## What is being asked
Check each line of the records below for the word "this" and copy those where it appears.

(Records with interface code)
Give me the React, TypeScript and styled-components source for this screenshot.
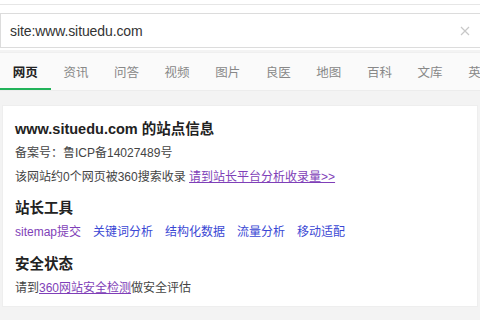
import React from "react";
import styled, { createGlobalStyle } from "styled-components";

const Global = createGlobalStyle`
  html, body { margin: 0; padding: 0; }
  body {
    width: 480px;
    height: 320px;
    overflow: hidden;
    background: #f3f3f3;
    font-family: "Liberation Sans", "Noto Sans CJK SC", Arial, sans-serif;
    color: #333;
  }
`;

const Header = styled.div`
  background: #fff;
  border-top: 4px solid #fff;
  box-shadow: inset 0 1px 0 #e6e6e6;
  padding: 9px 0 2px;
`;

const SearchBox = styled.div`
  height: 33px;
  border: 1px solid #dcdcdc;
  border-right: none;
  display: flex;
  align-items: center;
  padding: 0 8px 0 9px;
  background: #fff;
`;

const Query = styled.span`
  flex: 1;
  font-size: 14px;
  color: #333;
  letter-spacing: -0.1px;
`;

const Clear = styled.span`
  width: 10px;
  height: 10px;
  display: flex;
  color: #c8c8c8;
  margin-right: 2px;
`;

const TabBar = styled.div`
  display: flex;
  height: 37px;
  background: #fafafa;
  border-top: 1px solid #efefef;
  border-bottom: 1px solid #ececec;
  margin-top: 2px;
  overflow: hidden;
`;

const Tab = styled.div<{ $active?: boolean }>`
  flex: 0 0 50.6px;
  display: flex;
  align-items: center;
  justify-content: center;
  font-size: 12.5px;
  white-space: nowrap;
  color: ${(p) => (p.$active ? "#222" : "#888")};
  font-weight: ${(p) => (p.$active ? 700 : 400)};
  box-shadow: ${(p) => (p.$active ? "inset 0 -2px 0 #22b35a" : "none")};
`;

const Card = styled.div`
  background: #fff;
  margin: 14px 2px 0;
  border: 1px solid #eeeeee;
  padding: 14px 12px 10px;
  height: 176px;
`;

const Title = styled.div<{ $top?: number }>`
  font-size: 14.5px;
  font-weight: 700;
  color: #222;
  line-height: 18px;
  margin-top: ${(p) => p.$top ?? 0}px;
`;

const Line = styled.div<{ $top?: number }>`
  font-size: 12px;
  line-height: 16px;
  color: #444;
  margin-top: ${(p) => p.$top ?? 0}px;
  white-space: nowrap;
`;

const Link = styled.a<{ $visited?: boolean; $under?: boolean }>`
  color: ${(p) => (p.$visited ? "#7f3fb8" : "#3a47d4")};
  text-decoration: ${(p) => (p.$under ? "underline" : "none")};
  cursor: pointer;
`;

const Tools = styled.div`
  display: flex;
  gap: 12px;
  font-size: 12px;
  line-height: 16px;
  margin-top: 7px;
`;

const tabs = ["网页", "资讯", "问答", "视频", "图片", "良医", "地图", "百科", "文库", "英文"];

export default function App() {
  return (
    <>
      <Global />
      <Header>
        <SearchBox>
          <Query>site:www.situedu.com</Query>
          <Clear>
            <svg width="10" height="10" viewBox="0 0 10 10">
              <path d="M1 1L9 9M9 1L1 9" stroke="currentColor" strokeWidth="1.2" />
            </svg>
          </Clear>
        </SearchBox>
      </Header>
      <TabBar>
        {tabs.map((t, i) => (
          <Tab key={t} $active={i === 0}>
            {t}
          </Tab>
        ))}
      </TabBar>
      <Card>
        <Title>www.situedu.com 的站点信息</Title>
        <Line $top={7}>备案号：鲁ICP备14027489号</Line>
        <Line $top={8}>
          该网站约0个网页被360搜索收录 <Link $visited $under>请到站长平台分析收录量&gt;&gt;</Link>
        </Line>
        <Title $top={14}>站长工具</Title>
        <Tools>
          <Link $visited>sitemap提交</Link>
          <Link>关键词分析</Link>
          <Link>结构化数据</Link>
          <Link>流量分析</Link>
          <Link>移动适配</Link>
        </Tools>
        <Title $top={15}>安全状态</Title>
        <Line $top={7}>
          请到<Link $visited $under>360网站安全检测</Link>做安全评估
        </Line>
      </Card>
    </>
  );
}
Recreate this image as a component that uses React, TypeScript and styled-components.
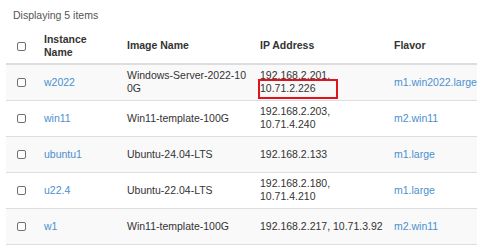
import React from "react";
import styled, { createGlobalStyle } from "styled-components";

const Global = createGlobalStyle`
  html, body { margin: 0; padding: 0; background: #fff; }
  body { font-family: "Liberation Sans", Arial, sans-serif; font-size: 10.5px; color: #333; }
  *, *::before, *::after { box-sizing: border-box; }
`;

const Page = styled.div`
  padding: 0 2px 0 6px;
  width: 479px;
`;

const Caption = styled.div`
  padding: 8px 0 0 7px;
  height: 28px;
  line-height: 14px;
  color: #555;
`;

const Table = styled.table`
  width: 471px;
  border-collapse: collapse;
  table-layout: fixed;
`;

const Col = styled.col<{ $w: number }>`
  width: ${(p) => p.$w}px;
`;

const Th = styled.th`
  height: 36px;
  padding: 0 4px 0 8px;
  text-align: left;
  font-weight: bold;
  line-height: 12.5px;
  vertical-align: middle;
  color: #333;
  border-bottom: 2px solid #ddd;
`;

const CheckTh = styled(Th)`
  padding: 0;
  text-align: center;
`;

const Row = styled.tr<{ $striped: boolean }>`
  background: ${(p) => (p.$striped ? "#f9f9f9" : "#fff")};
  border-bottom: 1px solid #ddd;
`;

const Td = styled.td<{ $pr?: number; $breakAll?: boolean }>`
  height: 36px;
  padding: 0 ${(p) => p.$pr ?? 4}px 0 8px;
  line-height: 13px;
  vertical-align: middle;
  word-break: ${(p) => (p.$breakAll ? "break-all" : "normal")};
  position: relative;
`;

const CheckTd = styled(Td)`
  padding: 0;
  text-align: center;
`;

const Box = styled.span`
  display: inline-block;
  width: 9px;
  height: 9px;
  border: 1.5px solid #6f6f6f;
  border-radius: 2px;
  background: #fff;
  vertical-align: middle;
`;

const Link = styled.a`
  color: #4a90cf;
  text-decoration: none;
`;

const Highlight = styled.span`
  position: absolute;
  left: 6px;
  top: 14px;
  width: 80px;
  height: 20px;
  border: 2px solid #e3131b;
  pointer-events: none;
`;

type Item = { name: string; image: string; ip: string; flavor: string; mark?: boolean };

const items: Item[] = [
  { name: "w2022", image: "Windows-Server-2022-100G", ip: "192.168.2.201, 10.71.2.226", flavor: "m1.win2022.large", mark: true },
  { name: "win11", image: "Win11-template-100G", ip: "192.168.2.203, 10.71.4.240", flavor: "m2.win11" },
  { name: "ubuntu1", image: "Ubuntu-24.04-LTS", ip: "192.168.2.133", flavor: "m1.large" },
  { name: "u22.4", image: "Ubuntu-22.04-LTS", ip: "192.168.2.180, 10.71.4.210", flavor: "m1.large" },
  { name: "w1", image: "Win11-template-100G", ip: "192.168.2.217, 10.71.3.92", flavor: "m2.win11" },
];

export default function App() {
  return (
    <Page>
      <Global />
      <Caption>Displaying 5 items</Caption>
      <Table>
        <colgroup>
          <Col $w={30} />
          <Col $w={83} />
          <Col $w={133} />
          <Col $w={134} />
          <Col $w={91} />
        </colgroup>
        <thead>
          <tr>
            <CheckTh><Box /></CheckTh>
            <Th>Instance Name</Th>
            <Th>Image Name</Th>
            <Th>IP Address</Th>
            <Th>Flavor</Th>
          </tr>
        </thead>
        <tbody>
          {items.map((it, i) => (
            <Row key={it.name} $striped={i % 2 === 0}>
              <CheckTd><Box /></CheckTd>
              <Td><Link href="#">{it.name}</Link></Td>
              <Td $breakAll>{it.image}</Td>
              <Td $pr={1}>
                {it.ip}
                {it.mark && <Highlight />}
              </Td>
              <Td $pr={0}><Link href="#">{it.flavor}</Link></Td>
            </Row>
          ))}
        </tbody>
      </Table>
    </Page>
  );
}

## The output
Give me the React, TypeScript and styled-components source for this screenshot.
Recreate this image as a component that uses React, TypeScript and styled-components.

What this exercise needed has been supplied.